L’objectif des dirigeants russes n’est donc pas d’accéder à un âge post-national, fondé sur le « soft power », mais d’affirmer la souveraineté tant intérieure qu’extérieure de la Russie, de promouvoir ce qu’ils considèrent être les intérêts de leur pays, de déployer une politique de puissance sur les théâtres géopolitiques régionaux qui jouxtent la Russie.

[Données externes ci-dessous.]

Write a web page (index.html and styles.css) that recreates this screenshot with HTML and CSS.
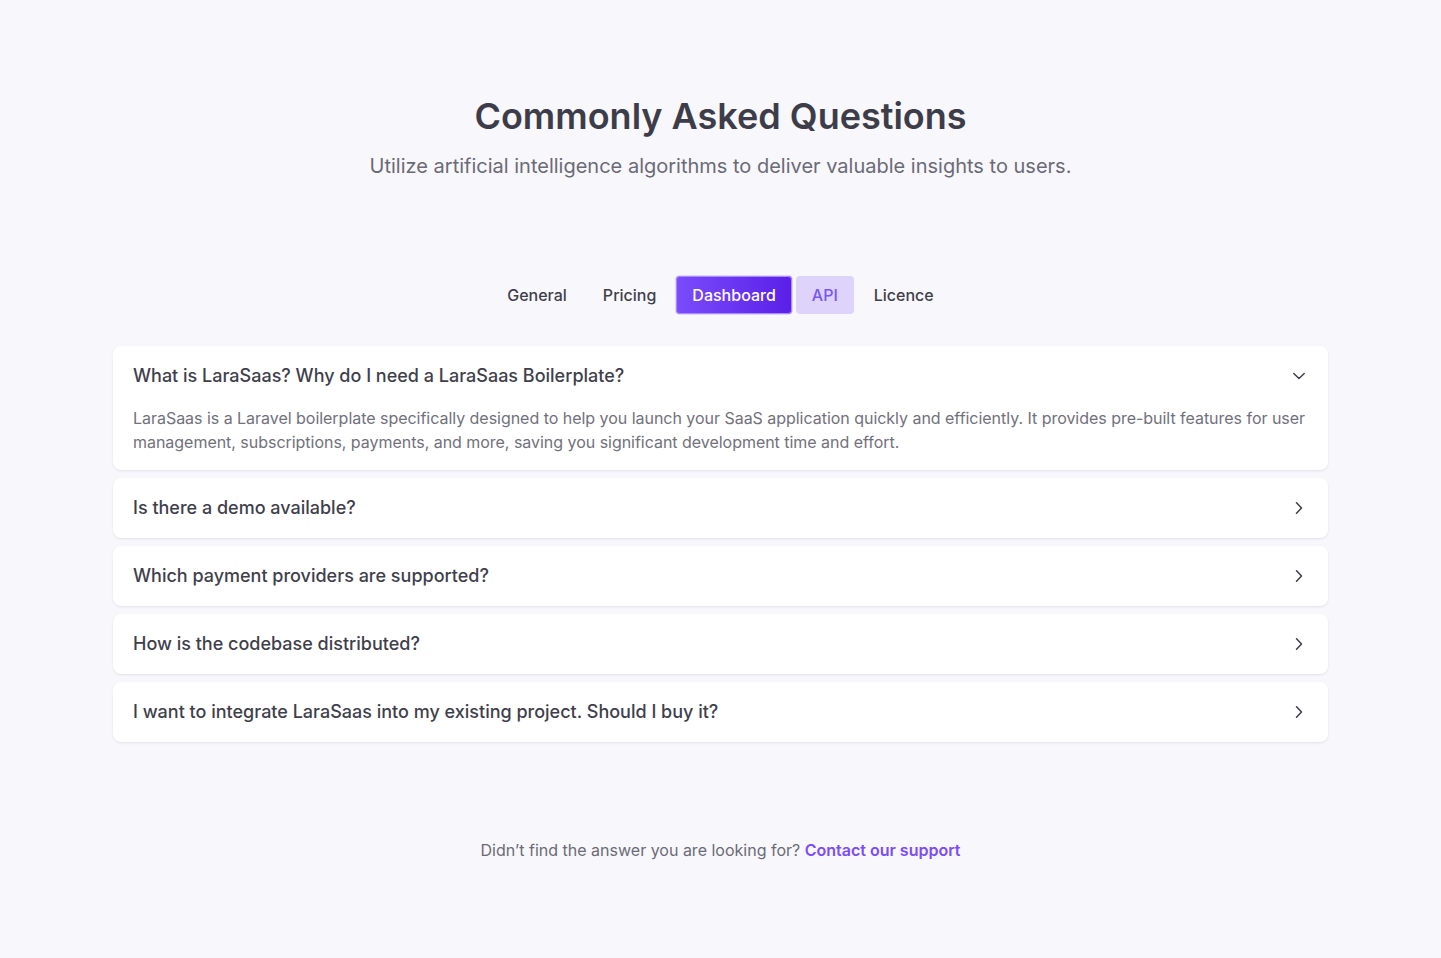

Ils raisonnent en termes de « Great Power », au sens le plus classique de l’expression, et se posent en alternative géopolitique à l’UE. C’est avec soulagement qu’ils ont accueilli le rejet du traité constitutionnel européen (mai-juin 2005) ; les hésitations qui ont suivi quant aux perspectives institutionnelles ont accordé à la Russie un délai supplémentaire pour jouer des divisions entre Etats membres et contrer la poussée euro-atlantique dans l’« étranger-proche ». De fait, la diplomatie russe a su mettre à profit ce délai, développer une stratégie globale de « containment » (voir l’Asie centrale), et pousser ses pions jusque dans les Balkans. Au seuil de la nouvelle présidence russe, l’UE est en position de faiblesse. Le défaut de masse critique n’est pas en cause : l’UE est trois fois plus peuplée, ses budgets militaires cumulés sont dix fois supérieurs et la Russie pèse moins du dixième de l’économie européenne.

Si Moscou parvient à dicter ses conditions à Bruxelles, c’est faute de privilégier la cohésion géopolitique des Etats membres et de penser en termes de puissance. L’objectif n’est pas de rêver un autre monde (une nouvelle tour de Babel) mais de peser de manière décisive sur les équilibres diplomatiques et stratégiques dans un monde de titans. Pour ce faire, l’alliance avec les Etats-Unis ne sera pas de trop. Trop vite anticipé dans les années 1990, le « siècle américain » semble compromis mais une nouvelle ère occidentale est à portée. Ce n’est pas là pécher par orgueil.